The broader mission of Million Dollar Hoods involves gathering comprehensive data regarding policing and incarceration patterns within Los Angeles and presenting that information in an accessible and impactful manner. By tracking the costs of arrests, contacting local law enforcement officers and partnering with surrounding organisations eager to enact change, Million Dollar Hoods investigates why problematic criminal procedures exist and persist in the United States.
“We find that most of the top charges [in Los Angeles] are [for] what we call “crimes of poverty”: things like solicitation, public drunkenness, having an open container or sleeping in public—[charges that] typically target people who are houseless,” Reynoso says. “Once we’ve [identified that information], we [ask]: what alternatives do we have? Instead of finding more cops to arrest people who are sleeping on park benches, can we [fund] diversion programmes, substance use programmes or mental health programmes for these [individuals]?”
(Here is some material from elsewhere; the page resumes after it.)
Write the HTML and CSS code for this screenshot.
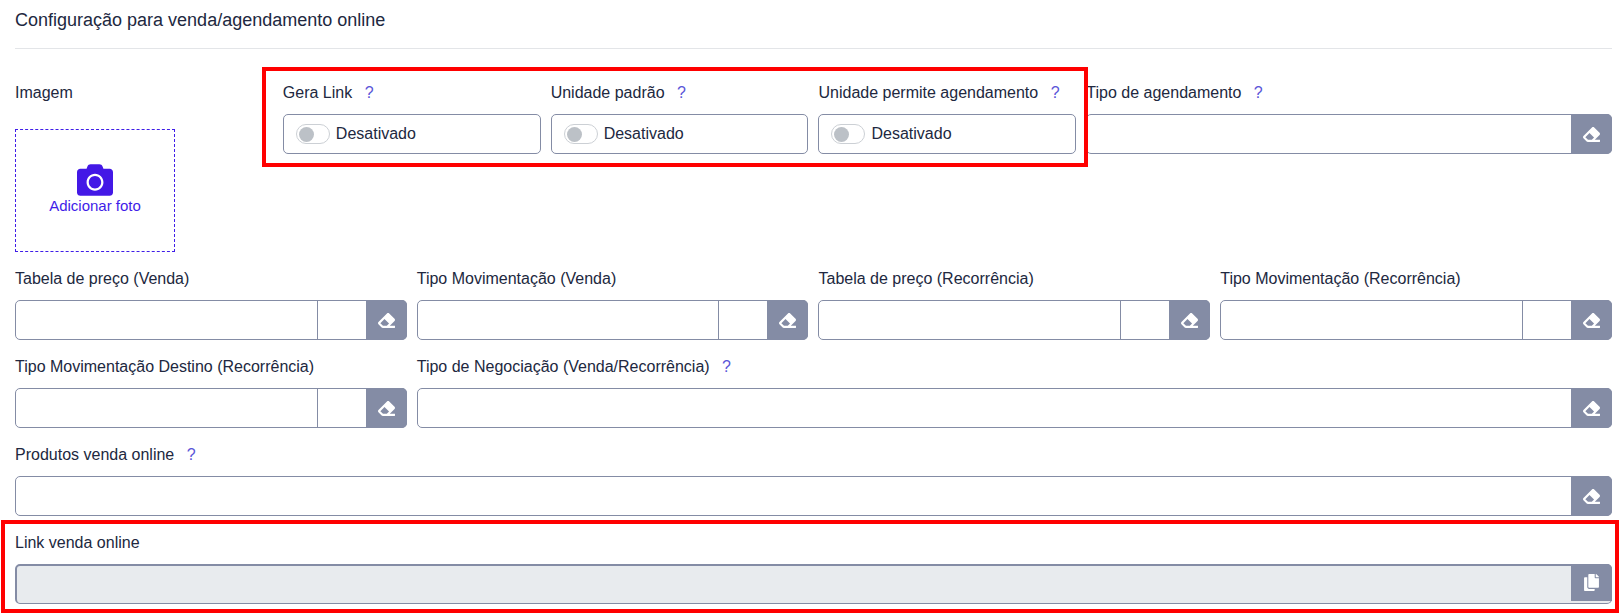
FILE: index.html
```html
<!DOCTYPE html>
<html lang="pt-BR">
<head>
    <meta charset="UTF-8">
    <title>Configuração para venda/agendamento online</title>
    <link rel="stylesheet" href="styles.css">
</head>
<body>
    <svg class="icon-defs" width="0" height="0">
        <symbol id="icon-eraser" viewBox="0 0 512 512">
            <path d="M497.941 273.941c18.745-18.745 18.745-49.137 0-67.882l-160-160c-18.745-18.745-49.136-18.746-67.883 0l-256 256c-18.745 18.745-18.745 49.137 0 67.882l96 96A48.004 48.004 0 0 0 144 480h356c6.627 0 12-5.373 12-12v-40c0-6.627-5.373-12-12-12H355.883l142.058-142.059zm-302.627-62.627l137.373 137.373L265.373 416H150.628l-80-80 124.686-124.686z"/>
        </symbol>
    </svg>

    <main class="page">
        <h2 class="page-title">Configuração para venda/agendamento online</h2>

        <form class="form-grid">
            <div class="col-2 photo-col">
                <label class="field-label">Imagem</label>
                <button type="button" class="photo-box">
                    <svg class="photo-icon" viewBox="0 0 512 512">
                        <path d="M512 144v288c0 26.5-21.5 48-48 48H48c-26.5 0-48-21.5-48-48V144c0-26.5 21.5-48 48-48h88l12.3-32.9c7-18.7 24.9-31.1 44.9-31.1h125.5c20 0 37.9 12.4 44.9 31.1L376 96h88c26.5 0 48 21.5 48 48zM376 288c0-66.2-53.8-120-120-120s-120 53.8-120 120 53.8 120 120 120 120-53.8 120-120zm-32 0c0 48.5-39.5 88-88 88s-88-39.5-88-88 39.5-88 88-88 88 39.5 88 88z"/>
                    </svg>
                    <span>Adicionar foto</span>
                </button>
            </div>

            <div class="col-2">
                <label class="field-label">Gera Link <span class="help">?</span></label>
                <div class="field toggle-field">
                    <span class="toggle"><span class="toggle-knob"></span></span>
                    <span>Desativado</span>
                </div>
            </div>
            <div class="col-2">
                <label class="field-label">Unidade padrão <span class="help">?</span></label>
                <div class="field toggle-field">
                    <span class="toggle"><span class="toggle-knob"></span></span>
                    <span>Desativado</span>
                </div>
            </div>
            <div class="col-2">
                <label class="field-label">Unidade permite agendamento <span class="help">?</span></label>
                <div class="field toggle-field">
                    <span class="toggle"><span class="toggle-knob"></span></span>
                    <span>Desativado</span>
                </div>
            </div>
            <div class="col-4">
                <label class="field-label">Tipo de agendamento <span class="help">?</span></label>
                <div class="field">
                    <input type="text">
                    <button type="button" class="field-btn"><svg class="btn-icon"><use href="#icon-eraser"/></svg></button>
                </div>
            </div>

            <div class="col-3">
                <label class="field-label">Tabela de preço (Venda)</label>
                <div class="field">
                    <input type="text">
                    <span class="field-spacer"></span>
                    <button type="button" class="field-btn"><svg class="btn-icon"><use href="#icon-eraser"/></svg></button>
                </div>
            </div>
            <div class="col-3">
                <label class="field-label">Tipo Movimentação (Venda)</label>
                <div class="field">
                    <input type="text">
                    <span class="field-spacer"></span>
                    <button type="button" class="field-btn"><svg class="btn-icon"><use href="#icon-eraser"/></svg></button>
                </div>
            </div>
            <div class="col-3">
                <label class="field-label">Tabela de preço (Recorrência)</label>
                <div class="field">
                    <input type="text">
                    <span class="field-spacer"></span>
                    <button type="button" class="field-btn"><svg class="btn-icon"><use href="#icon-eraser"/></svg></button>
                </div>
            </div>
            <div class="col-3">
                <label class="field-label">Tipo Movimentação (Recorrência)</label>
                <div class="field">
                    <input type="text">
                    <span class="field-spacer"></span>
                    <button type="button" class="field-btn"><svg class="btn-icon"><use href="#icon-eraser"/></svg></button>
                </div>
            </div>

            <div class="col-3">
                <label class="field-label">Tipo Movimentação Destino (Recorrência)</label>
                <div class="field">
                    <input type="text">
                    <span class="field-spacer"></span>
                    <button type="button" class="field-btn"><svg class="btn-icon"><use href="#icon-eraser"/></svg></button>
                </div>
            </div>
            <div class="col-9">
                <label class="field-label">Tipo de Negociação (Venda/Recorrência) <span class="help">?</span></label>
                <div class="field">
                    <input type="text">
                    <button type="button" class="field-btn"><svg class="btn-icon"><use href="#icon-eraser"/></svg></button>
                </div>
            </div>

            <div class="col-12">
                <label class="field-label">Produtos venda online <span class="help">?</span></label>
                <div class="field">
                    <input type="text">
                    <button type="button" class="field-btn"><svg class="btn-icon"><use href="#icon-eraser"/></svg></button>
                </div>
            </div>

            <div class="col-12">
                <label class="field-label">Link venda online</label>
                <div class="field field-disabled">
                    <input type="text" disabled>
                    <button type="button" class="field-btn">
                        <svg class="copy-icon" viewBox="0 0 448 512">
                            <path d="M320 448v40c0 13.255-10.745 24-24 24H24c-13.255 0-24-10.745-24-24V120c0-13.255 10.745-24 24-24h72v296c0 30.879 25.121 56 56 56h168zm0-344V0H152c-13.255 0-24 10.745-24 24v368c0 13.255 10.745 24 24 24h272c13.255 0 24-10.745 24-24V128H344c-13.2 0-24-10.8-24-24zm120.971-31.029L375.029 7.029A24 24 0 0 0 358.059 0H352v96h96v-6.059a24 24 0 0 0-7.029-16.97z"/>
                        </svg>
                    </button>
                </div>
            </div>
        </form>
    </main>

    <!-- red highlight boxes drawn over the form -->
    <div class="highlight highlight-toggles"></div>
    <div class="highlight highlight-link"></div>
</body>
</html>
```

FILE: styles.css
```css
* {
    box-sizing: border-box;
}

body {
    position: relative;
    margin: 0;
    height: 614px;
    overflow: hidden;
    background-color: #fff;
    color: #212840;
    font-family: "Liberation Sans", Arial, sans-serif;
    font-size: 16px;
}

.icon-defs {
    position: absolute;
}

.page {
    padding: 8px 11px 0 15px;
}

.page-title {
    margin: 0 0 32px;
    padding-bottom: 16px;
    border-bottom: 1px solid #e3e5e8;
    font-size: 18px;
    font-weight: 400;
    line-height: 24px;
}

.form-grid {
    display: grid;
    grid-template-columns: repeat(12, 1fr);
    column-gap: 10px;
    row-gap: 15px;
}

.col-2 { grid-column: span 2; }
.col-3 { grid-column: span 3; }
.col-4 { grid-column: span 4; }
.col-9 { grid-column: span 9; }
.col-12 { grid-column: span 12; }

.field-label {
    display: block;
    margin-bottom: 9px;
    line-height: 24px;
    white-space: nowrap;
}

.help {
    margin-left: 8px;
    color: #5a55d8;
}

.photo-col .field-label {
    margin-bottom: 24px;
}

.photo-box {
    display: flex;
    flex-direction: column;
    align-items: center;
    width: 160px;
    height: 123px;
    padding: 32px 0 0;
    border: 1px dashed #3f1de8;
    background: none;
    color: #3f1de8;
    font-family: inherit;
    font-size: 15px;
}

.photo-icon {
    width: 36px;
    height: 36px;
    margin-bottom: -1px;
    fill: #4318e6;
}

.field {
    display: flex;
    height: 40px;
    border: 1px solid #848ca5;
    border-radius: 5px;
}

.field input {
    flex: 1;
    min-width: 0;
    border: none;
    border-radius: 5px;
    background: none;
    outline: none;
}

.field-spacer {
    width: 49px;
    border-left: 1px solid #848ca5;
}

.field-btn {
    display: flex;
    align-items: center;
    justify-content: center;
    width: 41px;
    margin: -1px -1px -1px 0;
    padding: 0;
    border: none;
    border-radius: 0 5px 5px 0;
    background-color: #848ca5;
}

.btn-icon {
    width: 17px;
    height: 17px;
    fill: #fff;
}

.copy-icon {
    width: 15px;
    height: 17px;
    fill: #fff;
}

.toggle-field {
    align-items: center;
    gap: 6px;
    padding-left: 12px;
}

.toggle {
    display: flex;
    align-items: center;
    width: 34px;
    height: 20px;
    padding-left: 2px;
    border: 1px solid #ccd0d5;
    border-radius: 10px;
}

.toggle-knob {
    width: 15px;
    height: 15px;
    border-radius: 50%;
    background-color: #bcc1c7;
}

.field-disabled {
    border-width: 2px 1px 1px 2px;
    background-color: #e8ebee;
}

.field-disabled .field-btn {
    height: 37px;
    margin: -2px -1px 0 0;
    border-radius: 0 5px 0 0;
}

.highlight {
    position: absolute;
    border: 4px solid #f00;
}

.highlight-toggles {
    top: 67px;
    left: 262px;
    width: 826px;
    height: 100px;
}

.highlight-link {
    top: 520px;
    left: 1px;
    width: 1618px;
    height: 93px;
}
```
Whichever, wherever and however reformative efforts are made, one truth remains common between many of the people and organisations advocating for change: preventing crime and addressing criminal justice often requires empowering entities that seem entirely unrelated to those actions. Because enduring colonial structures and tendencies continue to bolster mass incarceration, particularly that of Indigenous and racialised people, solutions lie not within our existing systems but around and beyond them. Strengthening communities and offering diverse resources when conflicts arise may be the most promising ways to rebuild our institutions on even ground and to create countries that value all voices, authentically singing every freedom song.